Mr Peter Awoonor Williams (middle) addressing the press conference.Those with him are Mr Emmanuel Yemoh (left) and Mr Emmanuel Nii Okai.
Tenants at the premises of the Ghana Trade Fair Development Company (GTDC) have kicked against moves by authorities to evacuate them by December this year.
According to them authorities should find “better means of engaging them” in the redevelopment of the site instead of bullying them out “of a place where we have traded and stayed for the larger part of our life.”
Chairman of the Tenants Association, Mr. Peter Awunor Williams at a news conference in Accra yesterday contended that tenants had legal documents to back their stay at the site and could not be “unfairly ejected.”
According to him, the recent Chief Executive Officer, Mrs. Agnes Adu upon assumption of office had increased rent charges from GH?12,000 to GH? 25,000 quarterly a case which they were contending at the law courts.

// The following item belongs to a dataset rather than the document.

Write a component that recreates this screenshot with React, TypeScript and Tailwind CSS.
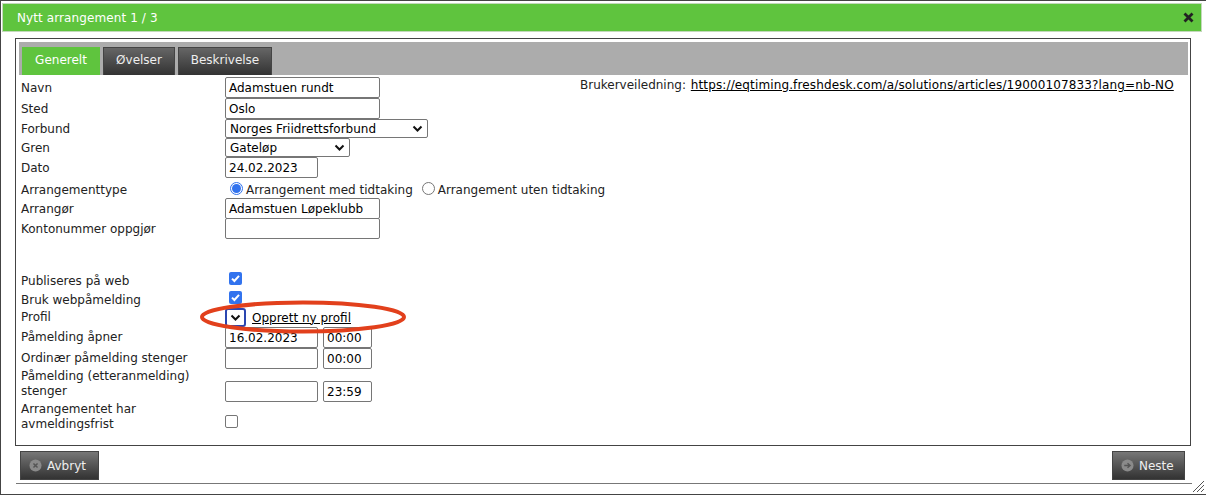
const font = { fontFamily: '"DejaVu Sans", Verdana, sans-serif' };

function Row({ label, h, labelClass = "", children }: { label: React.ReactNode; h: string; labelClass?: string; children?: React.ReactNode }) {
    return (
        <div className={`flex items-center ${h}`}>
            <div className={`w-[204px] shrink-0 text-[12px] leading-[15px] text-[#222] ${labelClass}`}>{label}</div>
            <div className="flex items-center flex-1">{children}</div>
        </div>
    );
}

function TextBox({ value, w }: { value?: string; w: string }) {
    return (
        <div className={`${w} h-[21px] shrink-0 border border-[#767676] rounded-[2px] bg-white px-[3px] text-[12px] leading-[21px] text-black overflow-hidden`}>
            {value}
        </div>
    );
}

function Chevron() {
    return (
        <svg width="11" height="8" viewBox="0 0 11 8" fill="none">
            <path d="M1.5 1.5 L5.5 5.5 L9.5 1.5" stroke="#111" strokeWidth="2" />
        </svg>
    );
}

function SelectBox({ value, w }: { value: string; w: string }) {
    return (
        <div className={`${w} h-[19px] flex items-center justify-between border border-[#767676] rounded-[2px] bg-white pl-[4px] pr-[4px] text-[12px] text-black`}>
            <span>{value}</span>
            <Chevron />
        </div>
    );
}

function Check({ on }: { on?: boolean }) {
    if (!on) return <div className="w-[13px] h-[13px] border border-[#767676] rounded-[2px] bg-white" />;
    return (
        <div className="ml-[4px] -mt-[2px] w-[13px] h-[13px] rounded-[2px] bg-[#3273ee] flex items-center justify-center">
            <svg width="11" height="11" viewBox="0 0 11 11" fill="none">
                <path d="M2 5.6 L4.4 8 L9 2.8" stroke="#fff" strokeWidth="2" />
            </svg>
        </div>
    );
}

function Radio({ on }: { on?: boolean }) {
    return (
        <div className={`w-[13px] h-[13px] rounded-full bg-white border flex items-center justify-center ${on ? "border-[#3273ee]" : "border-[#767676]"}`}>
            {on && <div className="w-[9px] h-[9px] rounded-full bg-[#3273ee]" />}
        </div>
    );
}

function DarkButton({ label, icon, w }: { label: string; icon: "x" | "arrow"; w: string }) {
    return (
        <div className={`${w} h-[29px] flex items-center pl-[8px] gap-[5px] border border-[#444] bg-gradient-to-b from-[#777] to-[#333] text-[12px] text-[#eee]`}>
            <svg width="13" height="13" viewBox="0 0 14 14">
                <circle cx="7" cy="7" r="6.5" fill="#8a8a8a" />
                {icon === "x" ? (
                    <path d="M4.8 4.8 L9.2 9.2 M9.2 4.8 L4.8 9.2" stroke="#555" strokeWidth="1.6" />
                ) : (
                    <path d="M3.5 7 H9.5 M7 4.5 L9.8 7 L7 9.5" stroke="#555" strokeWidth="1.5" fill="none" />
                )}
            </svg>
            <span>{label}</span>
        </div>
    );
}

export default function App() {
    return (
        <div className="relative w-[1206px] h-[495px] bg-white overflow-hidden border border-[#444] border-r-0 pt-[2px] pl-[1px]" style={font}>
            {/* Title bar */}
            <div className="w-[1200px] h-[29px] flex items-center justify-between bg-[#5fc43e] border border-[#c4d8bc] pl-[14px] pr-[7px]">
                <span className="text-[12px] tracking-[0.1px] text-white">Nytt arrangement 1 / 3</span>
                <svg width="11" height="11" viewBox="0 0 11 11">
                    <path d="M1.5 1.5 L9.5 9.5 M9.5 1.5 L1.5 9.5" stroke="#222" strokeWidth="2.8" />
                </svg>
            </div>

            {/* Panel */}
            <div className="ml-[13px] mt-[6px] w-[1176px] h-[408px] border border-[#444] p-[3px]">
                <div className="h-[33px] w-[1169px] flex items-end gap-[3px] bg-[#acacac] pl-[3px]">
                    <div className="w-[78px] h-[28px] flex items-center justify-center pb-[2px] bg-[#5fc43e] text-[12px] text-white">Generelt</div>
                    <div className="w-[72px] h-[28px] flex items-center justify-center pb-[3px] border border-[#444] border-b-0 bg-gradient-to-b from-[#666] to-[#333] text-[12px] text-[#eee]">Øvelser</div>
                    <div className="w-[94px] h-[28px] flex items-center justify-center pb-[3px] border border-[#444] border-b-0 bg-gradient-to-b from-[#666] to-[#333] text-[12px] text-[#eee]">Beskrivelse</div>
                </div>

                <div className="relative pl-[2px] pt-[2px]">
                    <div className="absolute left-[561px] top-[2px] text-[12px] leading-[16px] text-[#222] whitespace-nowrap">
                        Brukerveiledning: <span className="ml-[1px] tracking-[0.13px] underline text-black">https://eqtiming.freshdesk.com/a/solutions/articles/19000107833?lang=nb-NO</span>
                    </div>

                    <Row label="Navn" h="h-[21px]" labelClass="pt-[2px]"><TextBox value="Adamstuen rundt" w="w-[155px]" /></Row>
                    <Row label="Sted" h="h-[21px]" labelClass="pt-[2px]"><TextBox value="Oslo" w="w-[155px]" /></Row>
                    <Row label="Forbund" h="h-[19px]" labelClass="pt-[2px]"><SelectBox value="Norges Friidrettsforbund" w="w-[203px]" /></Row>
                    <Row label="Gren" h="h-[19px]" labelClass="pt-[2px]"><SelectBox value="Gateløp" w="w-[125px]" /></Row>
                    <Row label="Dato" h="h-[21px]" labelClass="pt-[2px]"><TextBox value="24.02.2023" w="w-[93px]" /></Row>
                    <Row label="Arrangementtype" h="h-[20px]" labelClass="pt-[4px]">
                        <div className="flex items-center text-[12px] text-[#222] pl-[5px]">
                            <Radio on />
                            <span className="ml-[3px] pt-[4px]">Arrangement med tidtaking</span>
                            <div className="ml-[9px]"><Radio /></div>
                            <span className="ml-[3px] pt-[4px]">Arrangement uten tidtaking</span>
                        </div>
                    </Row>
                    <Row label="Arrangør" h="h-[20px]" labelClass="pt-[2px]"><TextBox value="Adamstuen Løpeklubb" w="w-[155px]" /></Row>
                    <Row label="Kontonummer oppgjør" h="h-[21px]" labelClass="pt-[2px]"><TextBox w="w-[155px]" /></Row>
                    <div className="h-[31px]" />
                    <Row label="Publiseres på web" h="h-[19px]" labelClass="pt-[4px]"><Check on /></Row>
                    <Row label="Bruk webpåmelding" h="h-[19px]" labelClass="pt-[4px]"><Check on /></Row>
                    <Row label="Profil" h="h-[19px]">
                        <div className="w-[21px] h-[19px] flex items-center justify-center border-2 border-[#2b46b0] rounded-[3px] bg-white"><Chevron /></div>
                        <span className="ml-[6px] text-[12px] underline text-black">Opprett ny profil</span>
                    </Row>
                    <Row label="Påmelding åpner" h="h-[21px]">
                        <TextBox value="16.02.2023" w="w-[93px]" />
                        <div className="ml-[5px]"><TextBox value="00:00" w="w-[49px]" /></div>
                    </Row>
                    <Row label="Ordinær påmelding stenger" h="h-[21px]">
                        <TextBox w="w-[93px]" />
                        <div className="ml-[5px]"><TextBox value="00:00" w="w-[49px]" /></div>
                    </Row>
                    <Row label={<>Påmelding (etteranmelding)<br />stenger</>} h="h-[33px]" labelClass="-mt-[4px]">
                        <div className="pt-[11px] flex">
                            <TextBox w="w-[93px]" />
                            <div className="ml-[5px]"><TextBox value="23:59" w="w-[49px]" /></div>
                        </div>
                    </Row>
                    <Row label={<>Arrangementet har<br />avmeldingsfrist</>} h="h-[33px]" labelClass="-mt-[4px]">
                        <div className="pt-[6px]"><Check /></div>
                    </Row>
                </div>
            </div>

            {/* Footer */}
            <div className="ml-[18px] mt-[5px] w-[1165px] flex justify-between">
                <DarkButton label="Avbryt" icon="x" w="w-[79px]" />
                <DarkButton label="Neste" icon="arrow" w="w-[73px]" />
            </div>
            <div className="ml-[14px] mt-[3px] w-[1176px] h-px bg-[#777]" />

            {/* Resize grip */}
            <svg className="absolute right-[1px] bottom-[1px]" width="13" height="13" viewBox="0 0 13 13">
                <path d="M1 12 L12 1 M5 12 L12 5 M9 12 L12 9" stroke="#555" strokeWidth="1" />
            </svg>

            {/* Red marker drawn over the page */}
            <svg className="absolute left-[198px] top-[298px] pointer-events-none" width="210" height="36" viewBox="0 0 210 36" fill="none">
                <ellipse cx="104" cy="18" rx="101" ry="14.5" stroke="#e2401c" strokeWidth="4" />
            </svg>
        </div>
    );
}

Admitting that authorities of GTDC had officially written to them over the intended renovation of the area and the subsequent eviction, Mr. Williams believed a better engagement between both sides to find alternative temporary accommodation would have been appropriate instead a permanent ejection.
“We do not have a problem with the re-development of the Trade Fair because it is long overdue, but there must be better outlined strategies from the management in handling this matter.
Most of us have bought the lands, some have developed them while others are still developing them so to eject us without any compensation or alternative accommodations cannot be lawful or acceptable,” he stressed.
The Ghana Trade Fair Company in August served eviction notices to tenants on its premises to leave by December to make way for the reconstruction of the trade fair site.
The reconstruction would commence in the first quarter of 2019 with the first phase which includes amusement parks, convention centres among others.
So far 30 companies have expressed interest in the construction but CEO of Trade Fair Dr. Agnes Adu says only four look promising.
“The procurement process has begun for these companies before then we investigated the companies to ascertain they can start and complete the projects for which they have expressed interest. Out of the 30 companies, four look promising,” she disclosed to journalists.